> [AIM OF THE TASK] Pick out the lines below that include the string "Clone".

> [INFORMATION SUPPLIED]
++++++++++

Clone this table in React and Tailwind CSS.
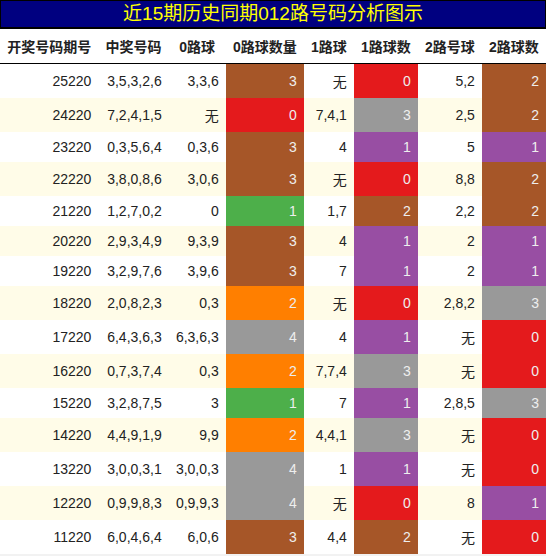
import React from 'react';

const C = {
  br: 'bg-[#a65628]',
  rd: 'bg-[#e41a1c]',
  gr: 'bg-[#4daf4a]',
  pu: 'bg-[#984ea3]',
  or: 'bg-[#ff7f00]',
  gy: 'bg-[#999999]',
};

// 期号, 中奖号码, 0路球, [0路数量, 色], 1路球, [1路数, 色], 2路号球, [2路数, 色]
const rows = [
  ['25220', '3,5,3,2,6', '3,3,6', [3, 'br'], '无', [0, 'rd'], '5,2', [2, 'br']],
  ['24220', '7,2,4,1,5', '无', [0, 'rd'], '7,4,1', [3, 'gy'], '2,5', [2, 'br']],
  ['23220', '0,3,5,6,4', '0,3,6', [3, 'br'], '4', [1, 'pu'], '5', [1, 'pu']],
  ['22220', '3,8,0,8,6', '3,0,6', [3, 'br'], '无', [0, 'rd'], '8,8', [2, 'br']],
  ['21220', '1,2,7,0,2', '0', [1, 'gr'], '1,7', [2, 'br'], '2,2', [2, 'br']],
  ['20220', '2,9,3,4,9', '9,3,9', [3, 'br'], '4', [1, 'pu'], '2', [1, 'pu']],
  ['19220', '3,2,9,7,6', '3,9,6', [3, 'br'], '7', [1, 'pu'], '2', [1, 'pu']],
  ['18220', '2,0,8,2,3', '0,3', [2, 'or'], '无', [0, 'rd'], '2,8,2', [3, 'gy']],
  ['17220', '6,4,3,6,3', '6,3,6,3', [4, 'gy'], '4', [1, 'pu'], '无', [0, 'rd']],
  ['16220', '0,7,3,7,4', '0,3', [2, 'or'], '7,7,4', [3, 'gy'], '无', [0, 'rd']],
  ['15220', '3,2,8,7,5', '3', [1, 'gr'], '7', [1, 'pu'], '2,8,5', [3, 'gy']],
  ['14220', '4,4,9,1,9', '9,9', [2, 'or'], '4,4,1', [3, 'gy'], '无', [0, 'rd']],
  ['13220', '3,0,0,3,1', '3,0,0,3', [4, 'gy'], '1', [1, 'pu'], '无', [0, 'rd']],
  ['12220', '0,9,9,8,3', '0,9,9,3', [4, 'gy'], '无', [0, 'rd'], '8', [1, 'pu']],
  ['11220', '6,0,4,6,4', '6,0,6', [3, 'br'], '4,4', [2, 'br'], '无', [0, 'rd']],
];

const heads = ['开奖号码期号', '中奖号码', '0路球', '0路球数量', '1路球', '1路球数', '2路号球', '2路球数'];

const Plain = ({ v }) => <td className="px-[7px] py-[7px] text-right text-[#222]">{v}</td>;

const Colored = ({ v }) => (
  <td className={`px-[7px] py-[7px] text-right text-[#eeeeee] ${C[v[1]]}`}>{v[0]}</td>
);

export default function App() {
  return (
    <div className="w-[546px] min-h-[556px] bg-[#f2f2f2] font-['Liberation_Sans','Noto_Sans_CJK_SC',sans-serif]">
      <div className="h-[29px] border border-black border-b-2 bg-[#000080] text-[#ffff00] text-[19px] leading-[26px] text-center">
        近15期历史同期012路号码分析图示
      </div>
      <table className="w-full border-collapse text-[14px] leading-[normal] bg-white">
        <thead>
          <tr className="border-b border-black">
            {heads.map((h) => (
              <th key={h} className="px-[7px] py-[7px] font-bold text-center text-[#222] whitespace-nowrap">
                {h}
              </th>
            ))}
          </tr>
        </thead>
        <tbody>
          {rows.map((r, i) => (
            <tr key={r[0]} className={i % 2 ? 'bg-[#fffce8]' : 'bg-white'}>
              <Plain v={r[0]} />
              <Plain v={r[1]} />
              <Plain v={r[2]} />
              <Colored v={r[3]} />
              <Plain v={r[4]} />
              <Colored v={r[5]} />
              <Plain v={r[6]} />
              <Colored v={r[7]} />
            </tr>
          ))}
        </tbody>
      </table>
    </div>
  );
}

++++++++++

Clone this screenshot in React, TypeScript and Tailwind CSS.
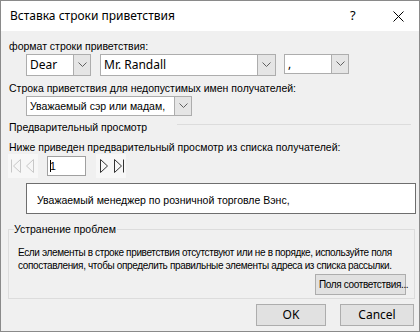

++++++++++

> [WRITTEN SOLUTION]
Clone this table in React and Tailwind CSS.
Clone this screenshot in React, TypeScript and Tailwind CSS.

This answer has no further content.